Germany’s institutional machinery has responded: the justice system has been engaged, Booking.com acted quickly, and a dedicated antisemitism commissioner is involved. But these structural responses leave unanswered a harder question: how does an ordinary person, in the course of a routine commercial transaction, arrive at sending that message?
The “fraud” explanation offered by the hotel is not simply a deflection — it represents a genuinely unresolved dimension of this case. It may be true, partially true, or false. Courts will weigh it. What it cannot do is erase the symbolic weight of the incident for the family involved or for Germany’s Jewish community. A family that receives that message, whatever the sender’s intent, experiences it as a statement about who belongs and who does not.

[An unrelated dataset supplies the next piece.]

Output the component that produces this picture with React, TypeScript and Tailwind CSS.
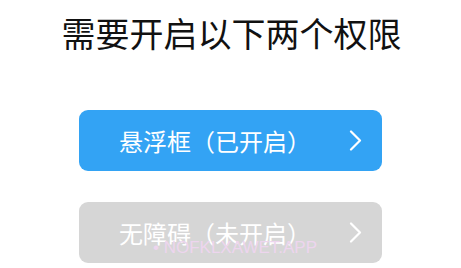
import React from 'react';

const cjk = { fontFamily: '"Noto Sans CJK SC", "Noto Sans", sans-serif' };

function Chevron() {
  return (
    <svg width="13" height="21" viewBox="0 0 13 21" fill="none" className="shrink-0">
      <path d="M2 1.5 L11 10.5 L2 19.5" stroke="white" strokeWidth="2.2" strokeLinecap="round" strokeLinejoin="round" />
    </svg>
  );
}

function PermissionButton({ label, enabled }: { label: string; enabled: boolean }) {
  return (
    <div
      className={`w-[303px] h-[61px] rounded-[9px] flex items-center justify-between pl-[40px] pr-[20px] ${
        enabled ? 'bg-[#33a3f4]' : 'bg-[#d6d6d6]'
      }`}
    >
      <span className="text-white text-[24px] leading-none" style={cjk}>{label}</span>
      <Chevron />
    </div>
  );
}

export default function App() {
  return (
    <div className="w-[461px] h-[268px] bg-white flex flex-col items-center relative overflow-hidden">
      {/* Title */}
      <h1 className="mt-[16px] text-[34px] leading-none text-[#111] pl-[2px]" style={cjk}>
        需要开启以下两个权限
      </h1>

      {/* Permission list */}
      <div className="mt-[60px] flex flex-col gap-[31px]">
        <PermissionButton label="悬浮框（已开启）" enabled />
        <PermissionButton label="无障碍（未开启）" enabled={false} />
      </div>

      {/* Watermark */}
      <span
        className="absolute z-10 left-[153px] top-[239px] text-[17px] leading-none text-[#edd5ee] pointer-events-none whitespace-nowrap"
        style={{ fontFamily: '"Liberation Sans", Arial, sans-serif' }}
      >
        • NOFKLXAWET.APP
      </span>
    </div>
  );
}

Germany has some of Europe’s most stringent laws against racial and antisemitic hatred, a direct inheritance of the Holocaust written into its Basic Law and criminal code. But legal tools cannot fully contain what appears to be a deeper cultural shift: the gradual desensitization to antisemitic language, amplified by social media and fueled by ongoing geopolitical tensions. The Lam case is a data point in a larger pattern that is worth watching carefully — not just in Bavaria.
The Bottom Line
The case at the Hotel zum Hirschen may be resolved within weeks — either dropped or prosecuted. But the question it raises will outlast its verdict: in a country that has made Holocaust remembrance a foundational commitment, how far can law and institutions go to address what is shifting in people’s minds? And what do these incidents, multiplying in a Europe simultaneously at war, under political stress, and navigating an unresolved identity crisis, reveal about the durability of the postwar democratic compact?